Les physiciens des expériences Atlas, CDF, CMS et D0 ont, pour la
première fois, joint leurs forces pour combiner leurs données et
produire le premier résultat commun issu des deux plus puissants
collisionneurs au monde : le Tevatron à Fermilab près de Chicago et le
LHC au Cern près de Genève. Ensemble, les quatre expériences ont permis
d’atteindre une précision inégalée de 0,4 % sur la masse de la particule
la plus lourde du modèle standard : le quark top. Cette combinaison de
onze mesures individuelles (dont deux directement issues du travail des
physiciens français) a nécessité une collaboration étroite entre les
quatre expériences afin de maîtriser les détails des techniques
d’analyse et d’estimer les incertitudes.
Le LHC (Cern, Europe),
en fonctionnement depuis 2009, et le Tevatron (Fermilab, Etats-Unis),
arrêté depuis 2011, sont les deux seules machines à avoir l’énergie
nécessaire pour produire directement le quark top, la particule
élémentaire la plus lourde connue actuellement. La grande masse du quark
top (près de 200 fois celle d’un proton) confère à ce quark des
caractéristiques très particulières. Il constitue un des objets d’étude
les plus importants dans la recherche de nouvelle physique au-delà du
modèle standard. Mesurer sa masse avec une grande précision est un défi
que les équipes du Tevatron et du LHC ont relevé depuis la découverte du
quark top en 1995 au Tevatron. Le Tevatron a produit environ 300 000
événements contenant une paire top-antitop au cours de ses 25 ans de
vie. Le LHC depuis son démarrage est une véritable « usine à top » avec
près de 20 millions d’événements top produits.
Chacune des quatre
collaborations avait déjà publié des mesures individuelles de masse du
quark top en analysant les différents canaux de désintégration du quark
top par des méthodes de plus en plus sophistiquées au cours des vingt
ans de recherche dans ce domaine. Mais c’est seulement en combinant leur
expertise et les informations extraites de leurs données respectives
que les quatre équipes ont pu atteindre ce niveau de précision. Ainsi
onze résultats individuels ont été combinés pour atteindre la meilleure
mesure au monde de la masse du quark top : 173,34 ± 0,76 GeV/c2, c’est à
dire une précision de l’ordre de 0,4 %. Ceci correspond à une
amélioration de 30 % par rapport à la meilleure mesure individuelle.

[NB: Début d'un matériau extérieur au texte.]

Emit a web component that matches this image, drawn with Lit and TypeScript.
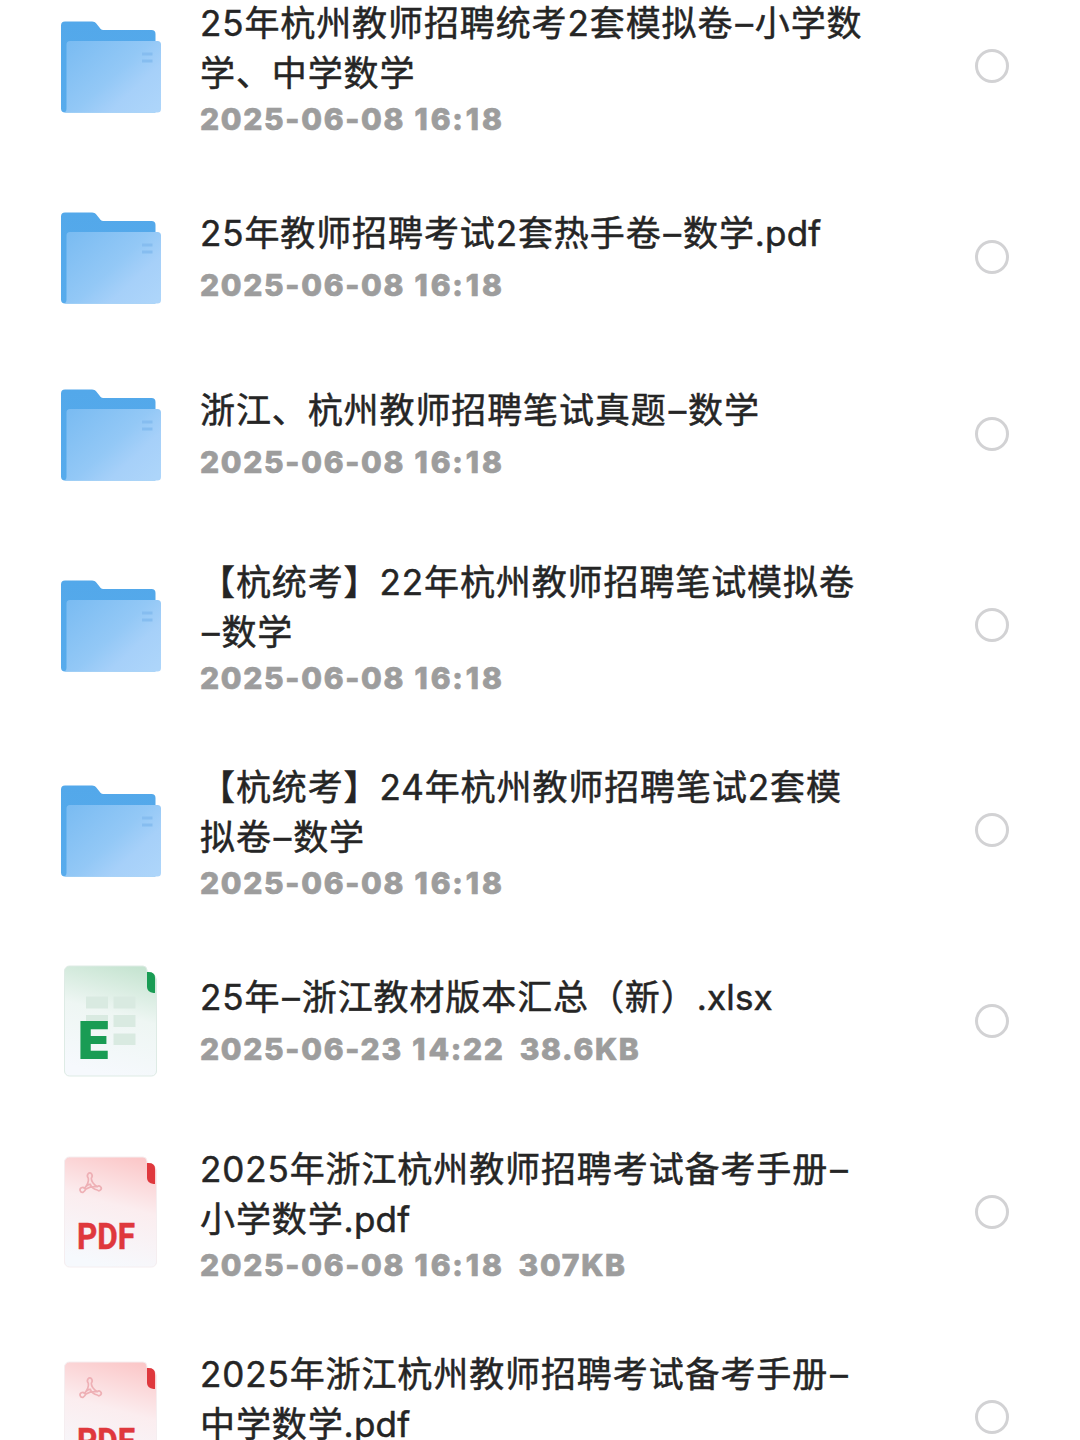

Cette mesure très précise va permettre aux physiciens de tester en
détail le modèle mathématique qui relie grâce à la mécanique quantique
la masse du quark top, la masse du boson de Higgs découvert en 2012 et
la masse du boson W, vecteur de l’interaction nucléaire faible. Ceci
permettra de rechercher des incohérences éventuelles dans le modèle
standard et des signes de modèles physiques qui conduiraient à une
meilleure compréhension des constituants de l’Univers. La mesure précise
de la masse du quark top est également cruciale pour confirmer que le
vide de notre univers est bien stable. Ce nouveau résultat est présenté
aux rencontres internationales de Moriond, en Italie, le 19 mars 2014,
une conférence organisée chaque année par la communauté française et
devenue un rendez-vous incontournable pour les physiciens des particules
du monde entier.
Unité de mesure des masses en physique des particules : Dans le domaine de la physique des particules, les énergies sont usuellement exprimées en gigaélectronvolt (GeV). 1 GeV correspond à 1,6x10-10 Joule. Du fait de la relativité restreinte (E=mc2), à partir de l’énergie d’une particule en GeV, il est possible d’en exprimer la masse en divisant son énergie par le carré de la vitesse de la lumière. La masse de la particule est alors exprimée en GeV/c².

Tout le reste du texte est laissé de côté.